This is abundantly clear in the gospel reading. The leaders of the church - the equivalents of clergy, churchwardens and PCC's in our day- thought they had it sorted. To raise the great amounts of money required to maintain the vast and beautiful Temple they had money making schemes. They forbade Roman money in the temple as unclean, and required all visitors to change their Roman money for Temple shekels, charging an expensive exchange rate. The shekels were then needed to pay a temple tax - an admission fee, if you like - and to pay for the goods on sale in the temple courts. Birds and animals for the offerings were much more expensive here than in the market, but it was likely that the priests would not accept a market purchase as pure enough, so better to pay the extra than risk having to pay twice.

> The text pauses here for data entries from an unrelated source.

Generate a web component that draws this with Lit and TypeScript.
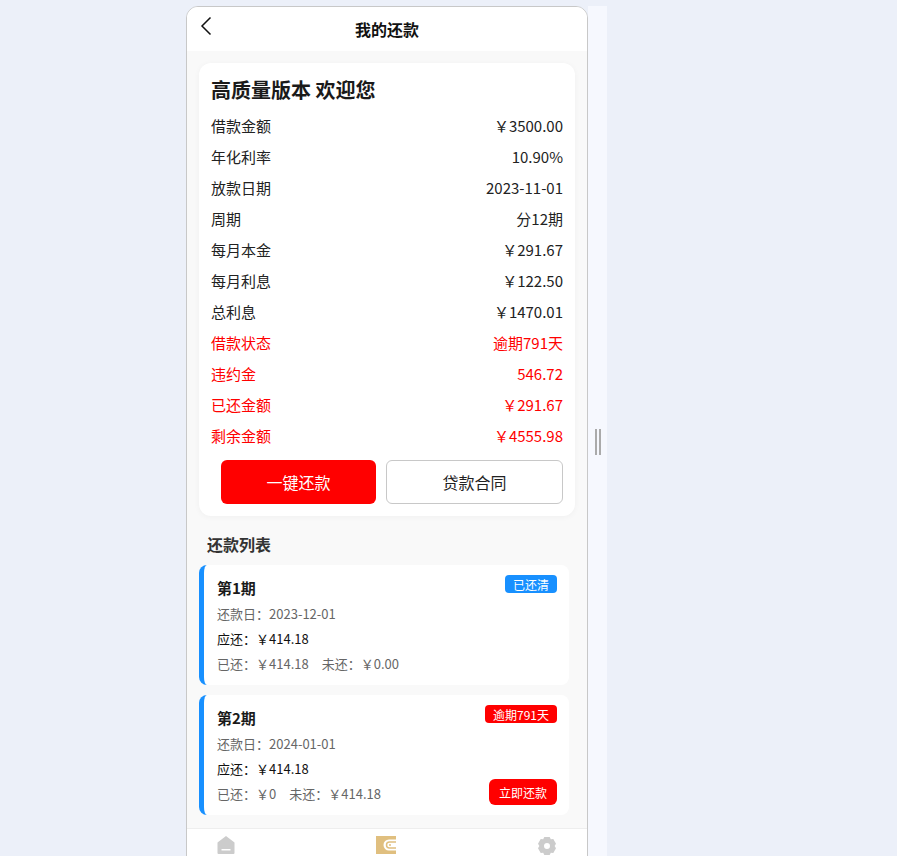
import { LitElement, html, css, svg } from 'lit';
import { customElement } from 'lit/decorators.js';

// ── Data ──────────────────────────────────────────────────────────────────────

interface InfoRow {
  label: string;
  value: string;
  alert?: boolean;
}

interface Installment {
  period: string;
  date: string;
  due: string;
  paid: string;
  unpaid: string;
  badge: string;
  overdue: boolean;
}

const INFO_ROWS: InfoRow[] = [
  { label: '借款金额', value: '￥3500.00' },
  { label: '年化利率', value: '10.90%' },
  { label: '放款日期', value: '2023-11-01' },
  { label: '周期', value: '分12期' },
  { label: '每月本金', value: '￥291.67' },
  { label: '每月利息', value: '￥122.50' },
  { label: '总利息', value: '￥1470.01' },
  { label: '借款状态', value: '逾期791天', alert: true },
  { label: '违约金', value: '546.72', alert: true },
  { label: '已还金额', value: '￥291.67', alert: true },
  { label: '剩余金额', value: '￥4555.98', alert: true },
];

const INSTALLMENTS: Installment[] = [
  { period: '第1期', date: '2023-12-01', due: '￥414.18', paid: '￥414.18', unpaid: '￥0.00', badge: '已还清', overdue: false },
  { period: '第2期', date: '2024-01-01', due: '￥414.18', paid: '￥0', unpaid: '￥414.18', badge: '逾期791天', overdue: true },
];

// ── Icons ─────────────────────────────────────────────────────────────────────

const backIcon = svg`<svg width="12" height="20" viewBox="0 0 12 20"><path d="M10.5 1.5 2 10l8.5 8.5" fill="none" stroke="#111" stroke-width="1.5"/></svg>`;
const homeIcon = svg`<svg width="18" height="18" viewBox="0 0 18 18"><path fill-rule="evenodd" fill="#ccc" d="M9 0 17.5 6.5V17a1 1 0 0 1-1 1H1.5a1 1 0 0 1-1-1V6.5ZM4.5 13v1.5h9V13Z"/></svg>`;
const walletIcon = svg`<svg width="21" height="18" viewBox="0 0 21 18"><path fill="#e0bf7f" d="M0 0h20v3.5h-7a5.5 5.5 0 0 0 0 11h7V18H0Z"/><path fill="none" stroke="#e0bf7f" stroke-width="1.5" d="M20 6h-6.500a3 3 0 0 0 0 6H20"/><circle cx="14" cy="9" r="1" fill="#e0bf7f"/></svg>`;
const gearIcon = svg`<svg width="20" height="20" viewBox="0 0 20 20"><path fill-rule="evenodd" fill="#ccc" d="M7.300 1h5.400l1.100 2.300 2.500-.2 2.700 4.700L17.600 10l1.400 2.200-2.700 4.700-2.500-.2L12.700 19H7.300l-1.100-2.300-2.500.2L1 12.200 2.400 10 1 7.800l2.700-4.700 2.500.2ZM10 7a3 3 0 1 0 0 6 3 3 0 0 0 0-6Z"/></svg>`;

// ── AppRoot ───────────────────────────────────────────────────────────────────

@customElement('app-root')
export class AppRoot extends LitElement {
  static styles = css`
    :host {
      display: block;
      height: 856px;
      overflow: hidden;
      background: #ecf0f9;
      font-family: 'Noto Sans CJK SC', 'Noto Sans', sans-serif;
      color: #1a1a1a;
    }

    .stage {
      display: flex;
      align-items: flex-start;
      padding: 6px 0 0 186px;
    }

    .phone {
      box-sizing: border-box;
      width: 402px;
      height: 872px;
      display: flex;
      flex-direction: column;
      flex: none;
      background: #f9f9f9;
      border: 1px solid #c8c8c8;
      border-radius: 12px;
      overflow: hidden;
    }

    .strip {
      width: 19px;
      height: 872px;
      flex: none;
      display: flex;
      align-items: center;
      justify-content: center;
      background: #f6f8fe;
    }

    .grip {
      width: 2px;
      height: 26px;
      border-left: 2px solid #aaa;
      border-right: 2px solid #aaa;
    }

    .header {
      height: 44px;
      flex: none;
      display: flex;
      align-items: center;
      justify-content: center;
      position: relative;
      background: #fff;
      font-size: 16px;
      font-weight: 700;
      color: #111;
    }

    .back {
      position: absolute;
      left: 13px;
      top: 9px;
      line-height: 0;
    }

    .content {
      flex: 1;
      min-height: 0;
      overflow: hidden;
      padding: 12px 15px 0;
    }

    .card {
      box-sizing: border-box;
      width: 376px;
      margin-left: -3px;
      padding: 12px;
      background: #fff;
      border-radius: 12px;
      box-shadow: 0 1px 6px rgba(0, 0, 0, 0.04);
    }

    .title {
      font-size: 20px;
      font-weight: 700;
      line-height: 30px;
      margin-bottom: 5px;
      color: #1a1a1a;
    }

    .row {
      display: flex;
      justify-content: space-between;
      align-items: center;
      height: 31px;
      font-size: 15px;
      color: #222;
    }

    .row.alert {
      color: #f00;
    }

    .actions {
      display: flex;
      gap: 10px;
      margin: 9px 0 0 10px;
    }

    .btn {
      box-sizing: border-box;
      height: 44px;
      display: flex;
      align-items: center;
      justify-content: center;
      border-radius: 6px;
      font-size: 16px;
    }

    .btn.pay {
      width: 155px;
      background: #f00;
      color: #fff;
    }

    .btn.contract {
      width: 177px;
      background: #fff;
      border: 1px solid #c8c8c8;
      color: #222;
    }

    .section {
      font-size: 16px;
      font-weight: 700;
      line-height: 24px;
      margin: 16px 0 9px 5px;
      color: #333;
    }

    .item {
      box-sizing: border-box;
      width: 370px;
      height: 120px;
      margin: 0 0 10px -3px;
      padding: 10px 12px 0 13px;
      position: relative;
      background: #fff;
      border-left: 5px solid #1890ff;
      border-radius: 8px;
    }

    .period {
      font-size: 15px;
      font-weight: 700;
      line-height: 26px;
      color: #1a1a1a;
    }

    .line {
      font-size: 13px;
      line-height: 25px;
      color: #666;
    }

    .line.due {
      color: #111;
    }

    .line span + span {
      margin-left: 13px;
    }

    .badge {
      position: absolute;
      top: 10px;
      right: 12px;
      height: 18px;
      padding: 0 8px;
      display: flex;
      align-items: center;
      border-radius: 4px;
      font-size: 12px;
      color: #fff;
      background: #1890ff;
    }

    .badge.overdue {
      background: #f00;
    }

    .pay-now {
      position: absolute;
      right: 12px;
      bottom: 10px;
      height: 26px;
      padding: 0 10px;
      display: flex;
      align-items: center;
      border-radius: 6px;
      font-size: 12px;
      color: #fff;
      background: #f00;
    }

    .tabbar {
      height: 49px;
      flex: none;
      display: flex;
      justify-content: space-between;
      padding: 7px 30px 0;
      box-sizing: border-box;
      background: #fff;
      border-top: 1px solid #eee;
    }

    .tab {
      line-height: 0;
    }
  `;

  private renderRow(row: InfoRow) {
    return html`
      <div class="row ${row.alert ? 'alert' : ''}">
        <span>${row.label}</span>
        <span>${row.value}</span>
      </div>
    `;
  }

  private renderItem(item: Installment) {
    return html`
      <div class="item">
        <div class="period">${item.period}</div>
        <div class="line">还款日：${item.date}</div>
        <div class="line due">应还：${item.due}</div>
        <div class="line"><span>已还：${item.paid}</span><span>未还：${item.unpaid}</span></div>
        <div class="badge ${item.overdue ? 'overdue' : ''}">${item.badge}</div>
        ${item.overdue ? html`<div class="pay-now">立即还款</div>` : ''}
      </div>
    `;
  }

  render() {
    return html`
      <div class="stage">
        <div class="phone">
          <div class="header">
            <span class="back">${backIcon}</span>
            我的还款
          </div>
          <div class="content">
            <div class="card">
              <div class="title">高质量版本 欢迎您</div>
              ${INFO_ROWS.map((row) => this.renderRow(row))}
              <div class="actions">
                <div class="btn pay">一键还款</div>
                <div class="btn contract">贷款合同</div>
              </div>
            </div>
            <div class="section">还款列表</div>
            ${INSTALLMENTS.map((item) => this.renderItem(item))}
          </div>
          <div class="tabbar">
            <span class="tab">${homeIcon}</span>
            <span class="tab">${walletIcon}</span>
            <span class="tab">${gearIcon}</span>
          </div>
        </div>
        <div class="strip"><div class="grip"></div></div>
      </div>
    `;
  }
}

declare global {
  interface HTMLElementTagNameMap {
    'app-root': AppRoot;
  }
}
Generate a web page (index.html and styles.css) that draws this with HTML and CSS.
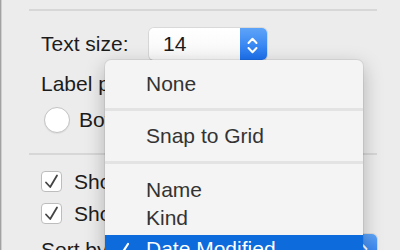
FILE: index.html
```html
<!DOCTYPE html>
<html>
<head>
    <meta charset="UTF-8" />
    <title>View Options</title>
    <link rel="stylesheet" href="styles.css">
</head>
<body>
    <div class="panel">
        <div class="sep"></div>

        <div class="row text-size">
            <span class="field-label">Text size:</span>
            <div class="popup">
                <span class="popup-value">14</span>
                <span class="popup-arrows">
                    <svg width="27" height="32" viewBox="0 0 27 32">
                        <path d="M8.5 15 L12.5 10.8 L16.5 15" />
                        <path d="M8.5 20 L12.5 24.2 L16.5 20" />
                    </svg>
                </span>
            </div>
        </div>

        <div class="row label-row">
            <span class="field-label">Label position:</span>
        </div>

        <div class="row radio-row">
            <span class="radio"></span>
            <span class="option-text">Bottom</span>
            <span class="radio"></span>
            <span class="option-text">Right</span>
        </div>

        <div class="sep sep-mid"></div>

        <div class="row check-row first">
            <span class="checkbox">
                <svg width="21" height="21" viewBox="0 0 21 21">
                    <path d="M5 11.5 L9.2 16 L16 4.5" />
                </svg>
            </span>
            <span class="check-text">Show item info</span>
        </div>

        <div class="row check-row">
            <span class="checkbox">
                <svg width="21" height="21" viewBox="0 0 21 21">
                    <path d="M5 11.5 L9.2 16 L16 4.5" />
                </svg>
            </span>
            <span class="check-text">Show icon preview</span>
        </div>

        <div class="row sort-row">
            <span class="field-label">Sort by:</span>
            <div class="popup wide">
                <span class="popup-value">Date Modified</span>
                <span class="popup-arrows">
                    <svg width="27" height="32" viewBox="0 0 27 32">
                        <path d="M8.5 15 L12.5 10.8 L16.5 15" />
                        <path d="M8.5 20 L12.5 24.2 L16.5 20" />
                    </svg>
                </span>
            </div>
        </div>
    </div>

    <!-- popup menu for sort order, open over the panel -->
    <div class="menu">
        <div class="menu-item">None</div>
        <div class="menu-sep"></div>
        <div class="menu-item">Snap to Grid</div>
        <div class="menu-sep"></div>
        <div class="menu-item">Name</div>
        <div class="menu-item kind">Kind</div>
        <div class="menu-item selected">
            <svg class="tick" width="20" height="20" viewBox="0 0 20 20">
                <path d="M3 12 L7.5 17 L16 4" />
            </svg>
            Date Modified
        </div>
        <div class="menu-item">Date Created</div>
    </div>
</body>
</html>
```

FILE: styles.css
```css
:root {
    --bg: #ececec;
    --text: #1c1c1c;
    --menu-text: #333333;
    --blue-top: #5ea4f8;
    --blue-bottom: #1b70ee;
    --highlight: #0d6bdb;
}

body {
    margin: 0;
    width: 400px;
    height: 250px;
    overflow: hidden;
    background: var(--bg);
    font-family: 'Liberation Sans', Arial, sans-serif;
    font-size: 21px;
    color: var(--text);
    position: relative;
}

.panel {
    height: 250px;
    box-sizing: border-box;
    padding: 9px 23px 0 28px;
    border-left: 1px solid #a2a2a2;
    box-shadow: inset 1px 0 0 #cfcfcf;
}

.sep {
    height: 2px;
    background: #d7d7d7;
}

.row {
    display: flex;
    align-items: center;
    padding-left: 12px;
}

.field-label {
    width: 108px;
    line-height: 28px;
    white-space: nowrap;
}

.text-size {
    margin-top: 17px;
    height: 32px;
}

.popup {
    display: flex;
    height: 32px;
    width: 118px;
    border-radius: 5px;
    background: linear-gradient(#ffffff, #f7f7f7);
    box-shadow: 0 0 0 1px rgba(0, 0, 0, 0.08), 0 1px 1px rgba(0, 0, 0, 0.12);
    overflow: hidden;
}

.popup.wide {
    width: 228px;
}

.popup-value {
    flex: 1;
    padding-left: 14px;
    line-height: 32px;
    white-space: nowrap;
}

.popup-arrows {
    width: 27px;
    height: 32px;
    background: linear-gradient(var(--blue-top), var(--blue-bottom));
}

.popup-arrows svg path {
    fill: none;
    stroke: #ffffff;
    stroke-width: 2;
    stroke-linecap: round;
    stroke-linejoin: round;
}

.label-row {
    margin-top: 10px;
}

.radio-row {
    margin-top: 9px;
    height: 26px;
    padding-left: 15px;
}

.radio {
    width: 24px;
    height: 24px;
    border-radius: 50%;
    background: #ffffff;
    border: 1px solid #c3c3c3;
    box-shadow: 0 1px 1px rgba(0, 0, 0, 0.06);
    flex-shrink: 0;
}

.option-text {
    margin: 0 40px 0 9px;
    line-height: 26px;
}

.sep-mid {
    margin-top: 20px;
}

.check-row {
    height: 21px;
    margin-top: 11px;
}

.check-row.first {
    margin-top: 16px;
}

.checkbox {
    width: 19px;
    height: 19px;
    border: 1px solid #bdbdbd;
    border-radius: 4px;
    background: #ffffff;
    position: relative;
    flex-shrink: 0;
}

.checkbox svg {
    position: absolute;
    left: -1px;
    top: -1px;
}

.checkbox path {
    fill: none;
    stroke: #444444;
    stroke-width: 1.8;
    stroke-linecap: round;
    stroke-linejoin: round;
}

.check-text {
    margin-left: 12px;
    line-height: 21px;
    white-space: nowrap;
}

.sort-row {
    margin-top: 10px;
    height: 32px;
}

/* open menu */
.menu {
    position: absolute;
    left: 105px;
    top: 60px;
    width: 258px;
    height: 230px;
    padding-top: 10px;
    box-sizing: border-box;
    background: #f4f4f4;
    border-radius: 6px;
    box-shadow: 0 0 0 1px rgba(0, 0, 0, 0.06), 0 6px 20px rgba(0, 0, 0, 0.26);
    color: var(--menu-text);
}

.menu-item {
    position: relative;
    height: 28px;
    line-height: 28px;
    padding-left: 41px;
    white-space: nowrap;
}

.menu-item.kind {
    margin-bottom: 3px;
}

.menu-item.selected {
    background: var(--highlight);
    color: #ffffff;
}

.tick {
    position: absolute;
    left: 7px;
    top: 5px;
}

.tick path {
    fill: none;
    stroke: #ffffff;
    stroke-width: 2.2;
    stroke-linecap: round;
    stroke-linejoin: round;
}

.menu-sep {
    height: 3px;
    margin: 10px 0 11px;
    background: #e3e3e3;
}

.menu-sep + .menu-item + .menu-sep {
    margin: 11px 0 12px;
}
```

Now I'm not saying there was anything wrong in raising money to pay for the upkeep of the building. It is right to keep a place of worship in good condition, worthy of worship and glorifying God. But the problem lies in the transition between relying on God's wisdom and guidance for how to raise and manage the money, and thinking that we are wise enough to know for ourselves what is best. We begin to make choices based on human preference and very soon God's place of worship has become a human institution with human priorities. In the case of the Temple, these priorities had become selfish and exploitative. They were directed at raising money, not at enhancing worship. Raising money without focussing first and wholeheartedly on worshipping the Lord our God is folly. If worship is not our purpose then we are raising the money for ourselves and we've lost sight of what matters. This happened at the Temple and it hurt Jesus deeply. His own Fathers house was being managed by people who did not pay attention to his father! It was being managed by people who in their own human wisdom thought they were doing a great job. They were raising lots of money for God's temple in an effective way - it didn't occur to them that there could be anything wrong with that. But what Jesus saw was a group of people who were making their mark but not listening to God; a group of people committed to the care of the building but not paying proper attention to the Lord who dwelt there. Their priorities were all wrong. He was furious and showed them this, symbolically crashing their human money focussed priorities down to the ground. Did that look like a foolish act? Certainly, to the temple authorities. But God's foolishness is wiser than human wisdom.
Jesus compounded this foolishness in his declaration that this temple could be destroyed and he would rebuild it in three days. The authorities saw only the building that they were so very committed to. They couldn't imagine that building coming down. For them it was unthinkable, unimaginable. They saw the temple as their point of stability and safety. It was all about the temple for them, but the temple was strong. It couldn't possibly be destroyed. They imagined it existing forever - or at least, beyond their lifetimes and that of their children, which is what most people really meant by forever. They had no concept, none at all, of God's business being separate from the building. They had created this beautiful human built edifice to contain God, and they expected to find God there. It was all about the building and they, by their human efforts, would keep that building safe. To speak of destruction sounded like nonsense.
Of course, we approach that story with the benefit of hindsight. We know that the temple was not made to last, that indeed it only had another forty years before it would be destroyed - and not rebuilt. We also know that Jesus meant his own body when he referred to destroying this temple. The dwelling place of God was no longer in a building but in a man. To the human hearer, Jesus' assertion about his bodily destruction sounds like the greatest folly of all. Paul wrote: "For the message about the cross is foolishness to those who are perishing, but to us who are being saved it is the power of God." By any human logic, the cross does not make sense. It only makes sense seen through the explanation God offers through the wisdom of the Holy Spirit. In the cross Jesus showed us how to accept death, defeat and destruction, and in the resurrection he shows us what lies beyond that destruction for those who truly worship him.
Our priority must be to worship God. However odd it sounds to those who are aware of the need to fix roofs damaged by lead thieves, or organs, or to ensure that works generated by quinquennial inspections can be paid for, these things are not our first priority, not even second or third. If we manage our money with such things as priorities then we are acting according to human wisdom. That is not good enough. We are as deserving of Jesus turning the tables on us as the temple authorities were. Rather, we must seek first God's Kingdom, and worship Him. It is not for us to focus on buildings as though they matter to God. Jesus told Peter that he, Jesus, would build his church. Not us. Jesus is the builder and we are the workforce taking his directions. If we don't work according to his priorities then the edifices we try to build and preserve according to our own wisdom will crumble and fall as thoroughly as the temple did in AD70. Jesus' design for his church is not about buildings or institutions, not about committees, meetings or minutes, not about processes set out in rule books or having reserves of money in case the tower falls down. His design is not one that human wisdom would ever come up with. It is about people, living in grace, trusting God to provide for them, being obedient to his command to love him first before all else.
God's foolishness is wiser than human wisdom, and God's weakness is stronger than human strength.